Exercise aim
Word for word, transcribe the lines below and drop the pictures.

>> begin

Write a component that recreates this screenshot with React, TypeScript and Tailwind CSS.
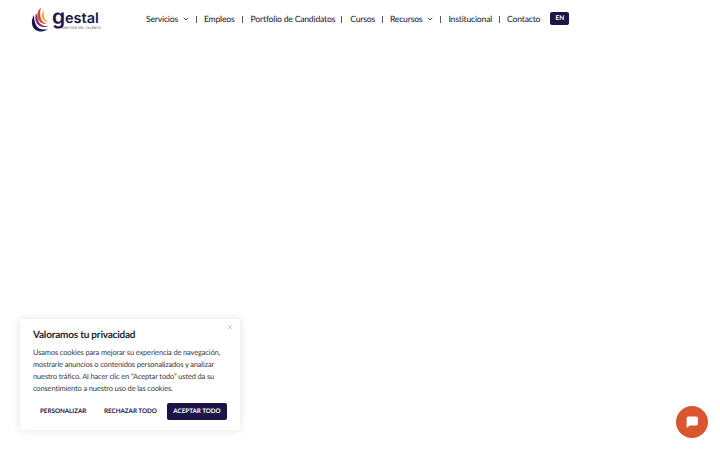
import { ChevronDown, X } from "lucide-react";

const font = { fontFamily: "Lato, 'Open Sans', sans-serif", textRendering: "geometricPrecision" as const };

function Sep({ className }: { className?: string }) {
  return <span className={`w-[1px] h-[7px] bg-[#55555f] ${className ?? "ml-[7px] mr-[7px]"}`} />;
}

function Item({ label, chevron }: { label: string; chevron?: boolean }) {
  return (
    <span className="flex items-center text-[#2c2c3a] text-[8.6px] tracking-[-0.2px] leading-[12px] font-medium whitespace-nowrap">
      {label}
      {chevron && <ChevronDown className="ml-[4px] w-[8px] h-[8px]" strokeWidth={2.5} />}
    </span>
  );
}

function Logo() {
  return (
    <div className="flex items-start w-[70px] h-[25px]">
      <svg width="18" height="25" viewBox="0 0 18 25" className="shrink-0">
        <path d="M3 8 C0 13 0 19 4 22.5 C8 25.5 14 25 17 22 C12 23.5 7 22 5 18 C3.5 15 3 11 3 8Z" fill="#1d1548" />
        <path d="M5 6 C3.5 11 4.5 16 8 18.5 C11 20.5 15 20.5 17 19 C12 19.5 8 17 7 13 C6.3 10.5 6 8 5 6Z" fill="#7a2a86" />
        <path d="M10 0.5 C6 4 5.5 9 7.5 13 C9 16 12.5 17.5 16 17 C12.5 16 10 13.5 9.5 10 C9 6.5 9 3.5 10 0.5Z" fill="#e0452b" />
        <path d="M13 3 C10.5 6 10.5 10 12 12.5 C13 14 15 15 17 14.5 C14.5 13.5 13 11.5 12.8 9 C12.6 7 12.7 5 13 3Z" fill="#f4a62a" />
      </svg>
      <div className="ml-[3px] flex items-start text-[#1d1548]" style={{ fontFamily: "Inter, sans-serif" }}>
        <span className="text-[21px] leading-[20px] font-semibold mt-[1px] w-[13px]">g</span>
        <div className="flex flex-col items-start mt-[5px]">
          <span className="text-[14.5px] leading-[14px] font-semibold tracking-[0px]">estal</span>
          <span className="-ml-[3px] text-[3.4px] leading-[4px] text-[#555] whitespace-nowrap">GESTIÓN DEL TALENTO</span>
        </div>
      </div>
    </div>
  );
}

export default function App() {
  return (
    <div className="relative w-[720px] h-[450px] bg-white overflow-hidden" style={font}>
      <header className="flex items-center h-[38px] pl-[31px]">
        <Logo />
        <nav className="ml-[45px] flex items-center">
          <Item label="Servicios" chevron />
          <Sep className="ml-[6px] mr-[7px]" />
          <Item label="Empleos" />
          <Sep className="ml-[7px] mr-[8px]" />
          <Item label="Portfolio de Candidatos" />
          <Sep className="ml-[6px] mr-[8px]" />
          <Item label="Cursos" />
          <Sep className="ml-[7px] mr-[7px]" />
          <Item label="Recursos" chevron />
          <Sep className="ml-[6px] mr-[7px]" />
          <Item label="Institucional" />
          <Sep className="ml-[7px] mr-[7px]" />
          <Item label="Contacto" />
          <span className="ml-[10px] -mt-[1px] pt-[1px] flex items-center justify-center w-[19px] h-[13px] rounded-[2px] bg-[#1d1548] text-white text-[6.5px] font-bold">EN</span>
        </nav>
      </header>

      <div className="absolute left-[20px] top-[319px] w-[220px] h-[111px] bg-white rounded-[2px] shadow-[0_0_8px_rgba(0,0,0,0.12)] pl-[13px] pt-[9px] text-[#2f2f3a]">
        <X className="absolute right-[6px] top-[4px] w-[8px] h-[8px] text-[#999]" strokeWidth={1.5} />
        <div className="text-[10px] tracking-[-0.2px] leading-[14px] font-bold text-[#26262f]">Valoramos tu privacidad</div>
        <p className="mt-[5px] text-[7.5px] tracking-[-0.15px] leading-[12px] text-[#3a3a44] whitespace-nowrap">
          Usamos cookies para mejorar su experiencia de navegación,
          <br />
          mostrarle anuncios o contenidos personalizados y analizar
          <br />
          nuestro tráfico. Al hacer clic en “Aceptar todo” usted da su
          <br />
          consentimiento a nuestro uso de las cookies.
        </p>
        <div className="mt-[8px] flex items-center text-[6.25px] font-bold text-[#1d1548] whitespace-nowrap">
          <span className="ml-[7px] w-[46px] text-center">PERSONALIZAR</span>
          <span className="ml-[18px] w-[52px] text-center">RECHAZAR TODO</span>
          <span className="ml-[11px] flex items-center justify-center w-[60px] h-[17px] rounded-[2px] bg-[#1d1548] text-white">ACEPTAR TODO</span>
        </div>
      </div>

      <div className="absolute left-[676px] top-[406px] w-[32px] h-[32px] rounded-full bg-[#d9572e] flex items-center justify-center">
        <svg width="14" height="14" viewBox="0 0 14 14">
          <path d="M3 1.5h8a2 2 0 0 1 2 2v5a2 2 0 0 1-2 2H5L1.6 13V3.5a2 2 0 0 1 1.4-2Z" fill="#fff" />
        </svg>
      </div>
    </div>
  );
}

>> end

Response to this task
Write a component that recreates this screenshot with React, TypeScript and Tailwind CSS.
import { ChevronDown, X } from "lucide-react";

const font = { fontFamily: "Lato, 'Open Sans', sans-serif", textRendering: "geometricPrecision" as const };

function Sep({ className }: { className?: string }) {
  return <span className={`w-[1px] h-[7px] bg-[#55555f] ${className ?? "ml-[7px] mr-[7px]"}`} />;
}

function Item({ label, chevron }: { label: string; chevron?: boolean }) {
  return (
    <span className="flex items-center text-[#2c2c3a] text-[8.6px] tracking-[-0.2px] leading-[12px] font-medium whitespace-nowrap">
      {label}
      {chevron && <ChevronDown className="ml-[4px] w-[8px] h-[8px]" strokeWidth={2.5} />}
    </span>
  );
}

function Logo() {
  return (
    <div className="flex items-start w-[70px] h-[25px]">
      <svg width="18" height="25" viewBox="0 0 18 25" className="shrink-0">
        <path d="M3 8 C0 13 0 19 4 22.5 C8 25.5 14 25 17 22 C12 23.5 7 22 5 18 C3.5 15 3 11 3 8Z" fill="#1d1548" />
        <path d="M5 6 C3.5 11 4.5 16 8 18.5 C11 20.5 15 20.5 17 19 C12 19.5 8 17 7 13 C6.3 10.5 6 8 5 6Z" fill="#7a2a86" />
        <path d="M10 0.5 C6 4 5.5 9 7.5 13 C9 16 12.5 17.5 16 17 C12.5 16 10 13.5 9.5 10 C9 6.5 9 3.5 10 0.5Z" fill="#e0452b" />
        <path d="M13 3 C10.5 6 10.5 10 12 12.5 C13 14 15 15 17 14.5 C14.5 13.5 13 11.5 12.8 9 C12.6 7 12.7 5 13 3Z" fill="#f4a62a" />
      </svg>
      <div className="ml-[3px] flex items-start text-[#1d1548]" style={{ fontFamily: "Inter, sans-serif" }}>
        <span className="text-[21px] leading-[20px] font-semibold mt-[1px] w-[13px]">g</span>
        <div className="flex flex-col items-start mt-[5px]">
          <span className="text-[14.5px] leading-[14px] font-semibold tracking-[0px]">estal</span>
          <span className="-ml-[3px] text-[3.4px] leading-[4px] text-[#555] whitespace-nowrap">GESTIÓN DEL TALENTO</span>
        </div>
      </div>
    </div>
  );
}

export default function App() {
  return (
    <div className="relative w-[720px] h-[450px] bg-white overflow-hidden" style={font}>
      <header className="flex items-center h-[38px] pl-[31px]">
        <Logo />
        <nav className="ml-[45px] flex items-center">
          <Item label="Servicios" chevron />
          <Sep className="ml-[6px] mr-[7px]" />
          <Item label="Empleos" />
          <Sep className="ml-[7px] mr-[8px]" />
          <Item label="Portfolio de Candidatos" />
          <Sep className="ml-[6px] mr-[8px]" />
          <Item label="Cursos" />
          <Sep className="ml-[7px] mr-[7px]" />
          <Item label="Recursos" chevron />
          <Sep className="ml-[6px] mr-[7px]" />
          <Item label="Institucional" />
          <Sep className="ml-[7px] mr-[7px]" />
          <Item label="Contacto" />
          <span className="ml-[10px] -mt-[1px] pt-[1px] flex items-center justify-center w-[19px] h-[13px] rounded-[2px] bg-[#1d1548] text-white text-[6.5px] font-bold">EN</span>
        </nav>
      </header>

      <div className="absolute left-[20px] top-[319px] w-[220px] h-[111px] bg-white rounded-[2px] shadow-[0_0_8px_rgba(0,0,0,0.12)] pl-[13px] pt-[9px] text-[#2f2f3a]">
        <X className="absolute right-[6px] top-[4px] w-[8px] h-[8px] text-[#999]" strokeWidth={1.5} />
        <div className="text-[10px] tracking-[-0.2px] leading-[14px] font-bold text-[#26262f]">Valoramos tu privacidad</div>
        <p className="mt-[5px] text-[7.5px] tracking-[-0.15px] leading-[12px] text-[#3a3a44] whitespace-nowrap">
          Usamos cookies para mejorar su experiencia de navegación,
          <br />
          mostrarle anuncios o contenidos personalizados y analizar
          <br />
          nuestro tráfico. Al hacer clic en “Aceptar todo” usted da su
          <br />
          consentimiento a nuestro uso de las cookies.
        </p>
        <div className="mt-[8px] flex items-center text-[6.25px] font-bold text-[#1d1548] whitespace-nowrap">
          <span className="ml-[7px] w-[46px] text-center">PERSONALIZAR</span>
          <span className="ml-[18px] w-[52px] text-center">RECHAZAR TODO</span>
          <span className="ml-[11px] flex items-center justify-center w-[60px] h-[17px] rounded-[2px] bg-[#1d1548] text-white">ACEPTAR TODO</span>
        </div>
      </div>

      <div className="absolute left-[676px] top-[406px] w-[32px] h-[32px] rounded-full bg-[#d9572e] flex items-center justify-center">
        <svg width="14" height="14" viewBox="0 0 14 14">
          <path d="M3 1.5h8a2 2 0 0 1 2 2v5a2 2 0 0 1-2 2H5L1.6 13V3.5a2 2 0 0 1 1.4-2Z" fill="#fff" />
        </svg>
      </div>
    </div>
  );
}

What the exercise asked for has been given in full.